__Data shown__.
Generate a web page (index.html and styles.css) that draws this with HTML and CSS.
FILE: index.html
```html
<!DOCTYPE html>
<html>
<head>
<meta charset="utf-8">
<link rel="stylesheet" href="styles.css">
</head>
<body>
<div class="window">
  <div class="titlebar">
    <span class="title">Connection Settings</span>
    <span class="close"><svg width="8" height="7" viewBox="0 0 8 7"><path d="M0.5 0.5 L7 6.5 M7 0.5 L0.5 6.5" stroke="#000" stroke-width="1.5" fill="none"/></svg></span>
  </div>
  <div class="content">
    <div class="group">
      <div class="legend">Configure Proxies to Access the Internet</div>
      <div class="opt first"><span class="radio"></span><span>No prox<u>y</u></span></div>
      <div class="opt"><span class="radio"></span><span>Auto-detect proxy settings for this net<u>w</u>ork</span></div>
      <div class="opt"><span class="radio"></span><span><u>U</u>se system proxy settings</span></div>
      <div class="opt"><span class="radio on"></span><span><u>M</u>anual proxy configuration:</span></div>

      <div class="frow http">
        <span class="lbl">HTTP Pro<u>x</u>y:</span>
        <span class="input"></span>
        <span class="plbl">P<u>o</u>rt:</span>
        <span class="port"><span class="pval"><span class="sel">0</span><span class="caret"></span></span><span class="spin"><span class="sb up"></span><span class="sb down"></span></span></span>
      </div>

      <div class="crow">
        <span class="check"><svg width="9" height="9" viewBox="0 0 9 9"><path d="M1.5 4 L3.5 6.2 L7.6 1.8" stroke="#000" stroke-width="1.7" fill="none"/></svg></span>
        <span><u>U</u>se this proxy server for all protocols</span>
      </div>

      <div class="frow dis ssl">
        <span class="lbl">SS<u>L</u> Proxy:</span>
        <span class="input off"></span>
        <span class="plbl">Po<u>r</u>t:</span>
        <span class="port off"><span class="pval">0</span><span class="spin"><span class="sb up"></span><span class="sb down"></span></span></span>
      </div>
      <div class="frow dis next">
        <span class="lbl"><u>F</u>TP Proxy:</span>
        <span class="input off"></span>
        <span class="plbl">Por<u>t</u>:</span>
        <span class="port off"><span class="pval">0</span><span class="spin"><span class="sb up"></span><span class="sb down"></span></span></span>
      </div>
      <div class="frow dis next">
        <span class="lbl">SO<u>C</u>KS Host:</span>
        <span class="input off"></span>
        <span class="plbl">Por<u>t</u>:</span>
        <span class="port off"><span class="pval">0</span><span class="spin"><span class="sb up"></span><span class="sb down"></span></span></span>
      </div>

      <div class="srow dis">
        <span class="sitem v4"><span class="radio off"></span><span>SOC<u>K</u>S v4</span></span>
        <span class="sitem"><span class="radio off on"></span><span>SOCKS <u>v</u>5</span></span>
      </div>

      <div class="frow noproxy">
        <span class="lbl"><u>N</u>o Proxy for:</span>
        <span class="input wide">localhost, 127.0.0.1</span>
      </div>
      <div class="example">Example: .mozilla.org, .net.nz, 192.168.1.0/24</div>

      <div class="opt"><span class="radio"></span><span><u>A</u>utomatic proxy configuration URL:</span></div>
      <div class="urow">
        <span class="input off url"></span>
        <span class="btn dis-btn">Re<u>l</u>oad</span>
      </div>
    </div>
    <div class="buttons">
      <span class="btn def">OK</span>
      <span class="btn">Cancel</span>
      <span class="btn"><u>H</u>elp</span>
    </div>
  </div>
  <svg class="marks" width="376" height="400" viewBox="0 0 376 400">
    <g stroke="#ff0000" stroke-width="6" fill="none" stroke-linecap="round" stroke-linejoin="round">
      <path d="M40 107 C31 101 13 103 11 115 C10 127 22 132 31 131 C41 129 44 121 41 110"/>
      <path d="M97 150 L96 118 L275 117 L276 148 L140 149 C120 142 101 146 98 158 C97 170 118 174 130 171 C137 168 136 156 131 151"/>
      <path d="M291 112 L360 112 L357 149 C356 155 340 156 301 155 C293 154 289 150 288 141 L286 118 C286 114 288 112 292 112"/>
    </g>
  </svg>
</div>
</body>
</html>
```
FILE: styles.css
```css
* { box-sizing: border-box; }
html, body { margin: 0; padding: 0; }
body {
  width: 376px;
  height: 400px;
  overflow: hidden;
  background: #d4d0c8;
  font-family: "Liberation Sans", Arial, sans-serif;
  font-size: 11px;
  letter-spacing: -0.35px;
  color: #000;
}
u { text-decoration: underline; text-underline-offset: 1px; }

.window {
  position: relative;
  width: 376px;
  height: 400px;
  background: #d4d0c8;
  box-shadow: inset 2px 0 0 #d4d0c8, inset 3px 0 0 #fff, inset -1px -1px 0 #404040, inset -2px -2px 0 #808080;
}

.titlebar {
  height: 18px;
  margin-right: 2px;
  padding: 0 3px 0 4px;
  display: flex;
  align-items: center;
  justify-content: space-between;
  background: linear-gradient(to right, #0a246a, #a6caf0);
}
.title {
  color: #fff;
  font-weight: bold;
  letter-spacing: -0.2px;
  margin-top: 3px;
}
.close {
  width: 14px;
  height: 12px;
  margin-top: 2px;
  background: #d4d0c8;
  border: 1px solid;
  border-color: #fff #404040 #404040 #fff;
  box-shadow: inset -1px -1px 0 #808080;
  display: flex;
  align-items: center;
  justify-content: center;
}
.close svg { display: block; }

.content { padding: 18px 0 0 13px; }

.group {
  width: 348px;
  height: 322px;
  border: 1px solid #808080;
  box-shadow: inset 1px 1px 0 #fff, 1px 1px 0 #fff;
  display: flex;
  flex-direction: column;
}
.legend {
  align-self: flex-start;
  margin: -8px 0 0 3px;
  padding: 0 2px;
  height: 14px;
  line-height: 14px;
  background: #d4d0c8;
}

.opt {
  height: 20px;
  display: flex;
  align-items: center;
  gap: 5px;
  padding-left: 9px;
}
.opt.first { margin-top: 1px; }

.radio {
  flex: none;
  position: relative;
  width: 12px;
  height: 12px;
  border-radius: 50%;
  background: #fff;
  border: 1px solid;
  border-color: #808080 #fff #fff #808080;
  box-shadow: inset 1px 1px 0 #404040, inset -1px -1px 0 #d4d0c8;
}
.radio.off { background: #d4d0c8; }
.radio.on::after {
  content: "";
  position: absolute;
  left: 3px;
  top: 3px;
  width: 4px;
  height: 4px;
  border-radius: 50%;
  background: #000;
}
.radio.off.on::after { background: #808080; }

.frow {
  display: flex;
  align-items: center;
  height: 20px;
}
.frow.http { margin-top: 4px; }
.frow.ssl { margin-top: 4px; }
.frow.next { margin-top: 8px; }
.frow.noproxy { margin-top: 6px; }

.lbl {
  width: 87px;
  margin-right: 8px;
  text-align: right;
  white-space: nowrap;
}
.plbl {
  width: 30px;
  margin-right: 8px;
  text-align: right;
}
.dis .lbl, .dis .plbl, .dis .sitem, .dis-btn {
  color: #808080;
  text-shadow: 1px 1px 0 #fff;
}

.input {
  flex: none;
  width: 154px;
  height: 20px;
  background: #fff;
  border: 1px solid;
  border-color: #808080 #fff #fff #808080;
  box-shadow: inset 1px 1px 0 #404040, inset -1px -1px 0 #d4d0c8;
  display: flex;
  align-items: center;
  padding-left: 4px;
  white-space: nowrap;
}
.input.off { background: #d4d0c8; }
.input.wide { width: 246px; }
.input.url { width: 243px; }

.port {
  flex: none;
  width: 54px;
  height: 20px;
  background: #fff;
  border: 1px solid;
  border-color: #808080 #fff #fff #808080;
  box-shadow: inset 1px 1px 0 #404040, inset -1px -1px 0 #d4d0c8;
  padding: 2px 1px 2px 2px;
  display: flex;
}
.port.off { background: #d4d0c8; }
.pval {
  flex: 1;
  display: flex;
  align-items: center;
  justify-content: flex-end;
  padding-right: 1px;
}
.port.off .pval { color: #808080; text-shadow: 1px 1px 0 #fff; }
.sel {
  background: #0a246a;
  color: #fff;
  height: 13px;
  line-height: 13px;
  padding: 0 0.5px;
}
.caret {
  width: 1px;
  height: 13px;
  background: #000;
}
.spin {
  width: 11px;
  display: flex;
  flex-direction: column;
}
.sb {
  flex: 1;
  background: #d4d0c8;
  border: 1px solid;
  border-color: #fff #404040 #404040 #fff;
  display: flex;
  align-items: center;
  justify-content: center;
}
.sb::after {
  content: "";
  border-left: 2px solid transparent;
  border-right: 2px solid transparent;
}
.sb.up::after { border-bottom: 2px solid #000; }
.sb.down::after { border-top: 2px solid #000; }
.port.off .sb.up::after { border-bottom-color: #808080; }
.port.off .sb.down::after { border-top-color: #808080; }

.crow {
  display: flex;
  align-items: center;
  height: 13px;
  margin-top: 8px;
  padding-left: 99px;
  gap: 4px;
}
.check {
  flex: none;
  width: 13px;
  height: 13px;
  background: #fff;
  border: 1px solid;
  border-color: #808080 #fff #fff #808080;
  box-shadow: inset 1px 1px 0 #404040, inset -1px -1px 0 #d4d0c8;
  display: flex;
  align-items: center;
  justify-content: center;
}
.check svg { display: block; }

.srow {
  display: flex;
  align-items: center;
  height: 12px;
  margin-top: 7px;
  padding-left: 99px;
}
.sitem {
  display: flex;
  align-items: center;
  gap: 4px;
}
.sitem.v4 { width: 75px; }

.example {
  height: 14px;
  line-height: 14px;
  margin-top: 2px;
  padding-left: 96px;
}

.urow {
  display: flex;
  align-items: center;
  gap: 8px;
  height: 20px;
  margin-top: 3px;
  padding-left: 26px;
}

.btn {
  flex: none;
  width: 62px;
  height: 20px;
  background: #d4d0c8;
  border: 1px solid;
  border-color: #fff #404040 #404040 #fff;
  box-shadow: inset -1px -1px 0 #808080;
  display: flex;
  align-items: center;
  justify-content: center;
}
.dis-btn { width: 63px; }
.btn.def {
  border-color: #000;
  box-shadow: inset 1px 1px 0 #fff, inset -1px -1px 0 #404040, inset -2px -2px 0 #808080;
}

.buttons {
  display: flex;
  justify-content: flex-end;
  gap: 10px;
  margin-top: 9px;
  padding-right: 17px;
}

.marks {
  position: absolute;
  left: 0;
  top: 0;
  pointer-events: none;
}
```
--
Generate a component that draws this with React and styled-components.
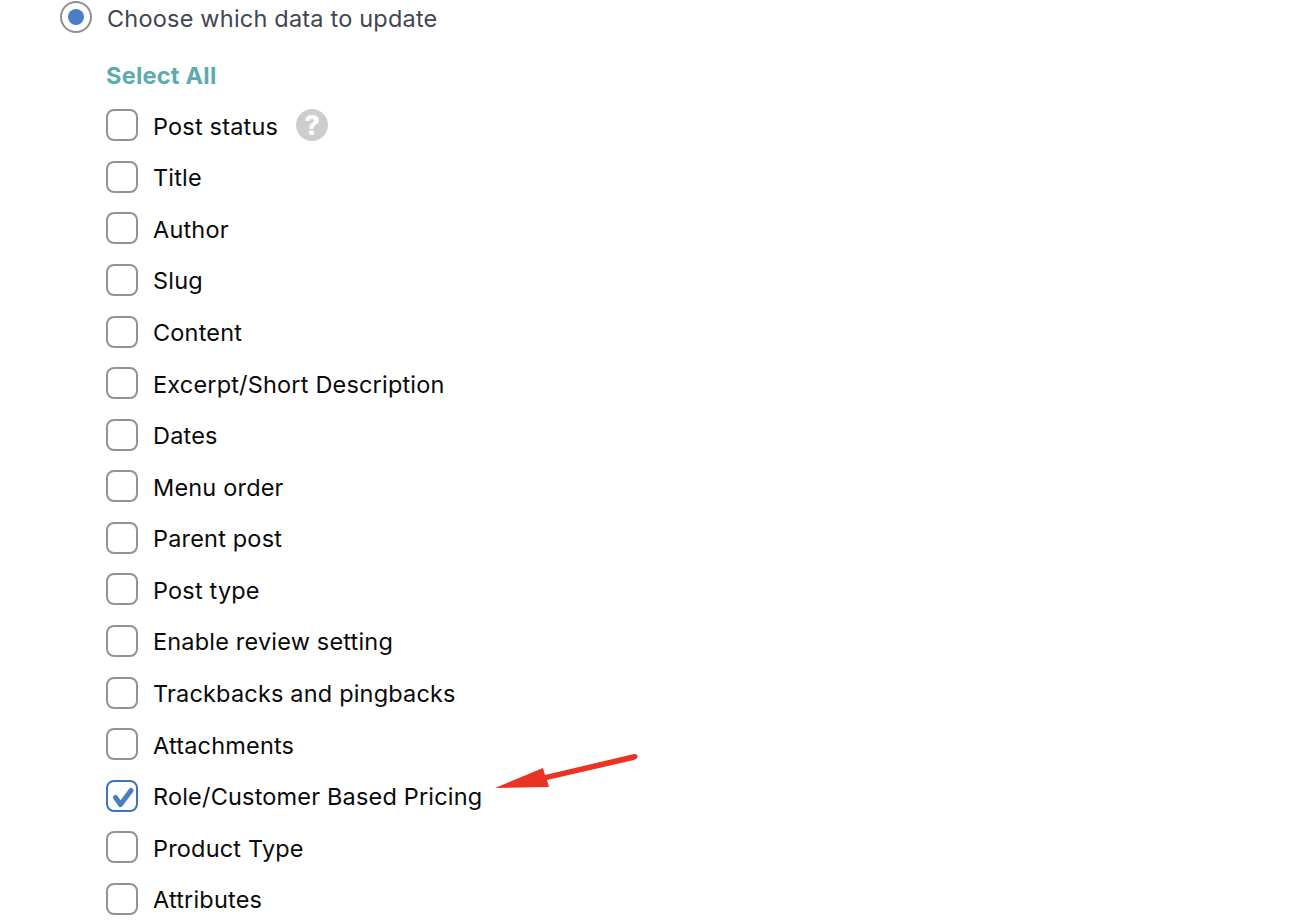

__To do__. Tally up the lines holding the word "index" in the data above, and answer with that figure only.

__Task solution__. 2